→ **Goal**
Note each line where "React" appears, and copy it.

→ **Data provided**
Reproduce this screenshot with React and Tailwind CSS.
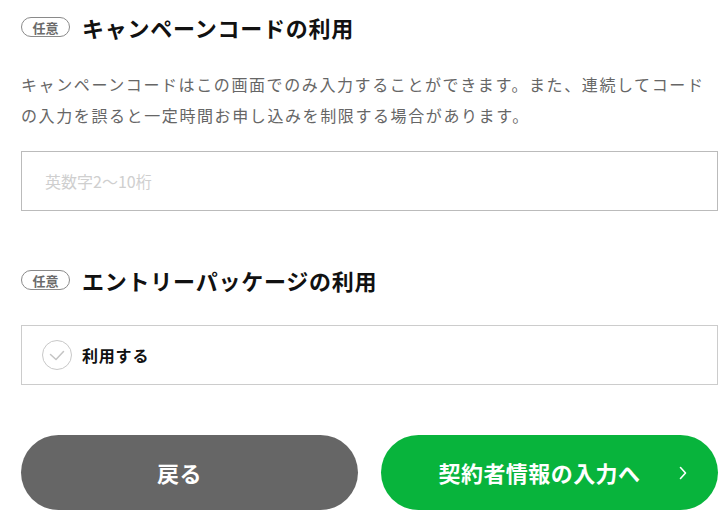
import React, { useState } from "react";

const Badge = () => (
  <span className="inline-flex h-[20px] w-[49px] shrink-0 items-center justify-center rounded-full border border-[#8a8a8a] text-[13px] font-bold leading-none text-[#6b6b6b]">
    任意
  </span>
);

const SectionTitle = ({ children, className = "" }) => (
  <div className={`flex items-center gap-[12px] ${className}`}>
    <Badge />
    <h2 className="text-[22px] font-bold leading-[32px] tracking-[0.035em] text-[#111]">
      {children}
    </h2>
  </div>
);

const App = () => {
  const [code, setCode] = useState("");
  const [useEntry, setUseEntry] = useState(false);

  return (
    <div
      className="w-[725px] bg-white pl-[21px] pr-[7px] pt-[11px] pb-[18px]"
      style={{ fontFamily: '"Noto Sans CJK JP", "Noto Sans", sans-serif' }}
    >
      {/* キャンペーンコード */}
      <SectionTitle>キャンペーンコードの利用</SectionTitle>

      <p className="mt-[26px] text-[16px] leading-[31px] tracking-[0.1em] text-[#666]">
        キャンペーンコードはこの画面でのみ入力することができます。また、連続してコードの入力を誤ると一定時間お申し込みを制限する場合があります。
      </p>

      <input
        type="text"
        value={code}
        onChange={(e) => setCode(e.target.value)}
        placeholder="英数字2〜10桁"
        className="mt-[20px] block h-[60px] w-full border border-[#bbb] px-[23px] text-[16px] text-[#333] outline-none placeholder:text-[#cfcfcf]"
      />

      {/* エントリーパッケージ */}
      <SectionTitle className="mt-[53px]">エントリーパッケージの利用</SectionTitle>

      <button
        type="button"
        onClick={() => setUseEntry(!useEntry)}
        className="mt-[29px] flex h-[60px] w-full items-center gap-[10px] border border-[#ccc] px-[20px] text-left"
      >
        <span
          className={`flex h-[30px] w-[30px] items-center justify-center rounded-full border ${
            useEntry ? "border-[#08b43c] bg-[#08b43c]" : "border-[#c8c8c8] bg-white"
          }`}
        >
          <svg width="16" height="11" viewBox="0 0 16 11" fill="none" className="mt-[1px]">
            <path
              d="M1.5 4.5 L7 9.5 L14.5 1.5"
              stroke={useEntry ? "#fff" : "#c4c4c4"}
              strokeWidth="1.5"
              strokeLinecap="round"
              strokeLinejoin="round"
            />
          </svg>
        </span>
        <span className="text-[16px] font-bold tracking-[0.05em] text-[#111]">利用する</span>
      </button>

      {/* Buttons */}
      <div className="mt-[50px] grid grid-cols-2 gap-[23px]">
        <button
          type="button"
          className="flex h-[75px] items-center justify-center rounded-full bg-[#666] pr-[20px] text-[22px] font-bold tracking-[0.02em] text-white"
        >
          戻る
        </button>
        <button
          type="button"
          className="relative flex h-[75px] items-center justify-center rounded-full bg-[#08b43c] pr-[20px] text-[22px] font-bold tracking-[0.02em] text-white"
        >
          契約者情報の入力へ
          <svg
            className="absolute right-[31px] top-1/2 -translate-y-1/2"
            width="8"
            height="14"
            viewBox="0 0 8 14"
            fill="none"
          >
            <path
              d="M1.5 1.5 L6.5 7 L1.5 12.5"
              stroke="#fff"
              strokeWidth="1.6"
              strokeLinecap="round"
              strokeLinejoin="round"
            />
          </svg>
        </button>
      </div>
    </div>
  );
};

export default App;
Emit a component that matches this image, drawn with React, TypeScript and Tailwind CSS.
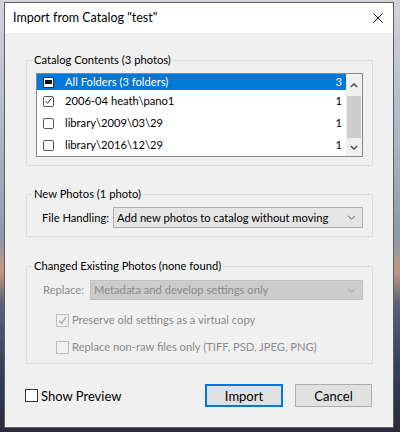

→ **Correct output**
Reproduce this screenshot with React and Tailwind CSS.
import React, { useState } from "react";
Emit a component that matches this image, drawn with React, TypeScript and Tailwind CSS.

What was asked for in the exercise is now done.